Dad always cut down the tree with his big saw. Nothing was wasted. Dad usually cut off the bottom branches prior to cutting down the tree, brought them home and used them  to cover Mum's little flower garden in the front of the house. I can picture him now, laying on the ground under the tree, listening to the sounds of saw against wood .....and then "SWOOSH" - with all its might, fell onto the forest floor. Tree dragged and tied and resting on top of the sled, or toboggan.
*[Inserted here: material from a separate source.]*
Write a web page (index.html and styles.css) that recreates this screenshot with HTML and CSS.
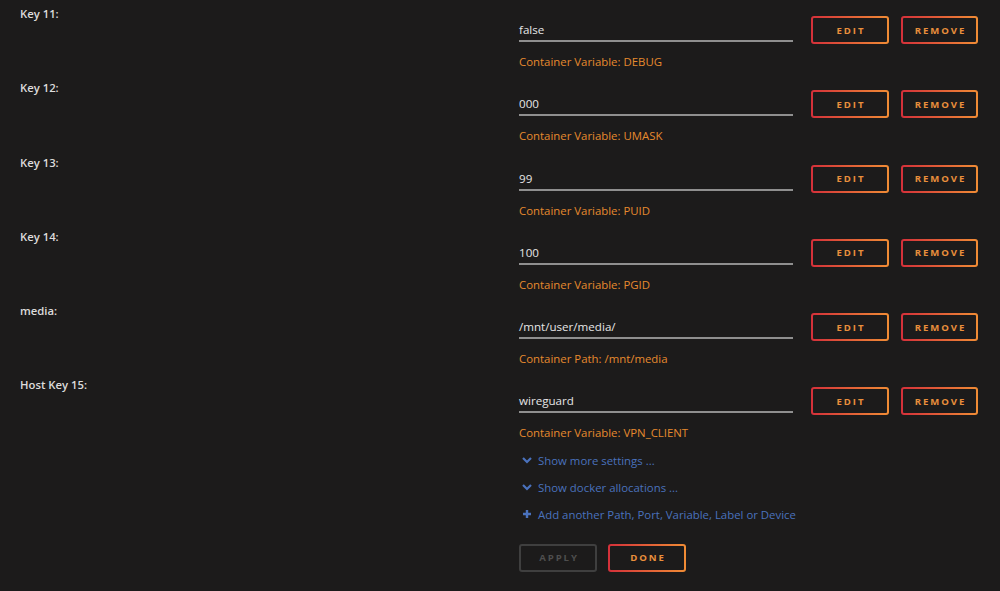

Mum brings out the thermos of hot chocolate and cookies. We sit around on dead logs or right on top of the snow and enjoy the delightful taste of early shortbread cookies. My Mum was such a wonderful baker. She not only cooked for her family, she also had quite the reputation of filling many others homes with her delightful talents in the kitchen. Having a special occasion, party or gathering of any sort. Just call Madeline - a caterer before catering became a career.
Once the tree was home, it had to stand in the back porch until everything had melted off and then it was time to bring it into the house. There was the odd time when a used bird nest was found built deep within the branches.
The ice or snow has melted and prior to the tree coming into the house, Dad hastily searches for the olde tree stand. Finally the tree is up and sturdily fast into the corner. WE have all helped to decorate, lights, popcorn, olde ornaments and new..... and finally, Dad is ready for his tinsel job. As I said, Dad loved to put tinsel on the tree. Some of us would even sit and watch. He would start at the bottom, placing EACH strand separately, until he reached the top. I have often wondered what great patience he had to place these strands of tinsel. I do not know how world widely tinsel is used today, however; I do know that tinsel resides at our house and many of our neighbours. Have fun decorating your tree - whatever shape, style, colour - tinsel or garland......or whatever you choose to call a "TREE" - ENJOY.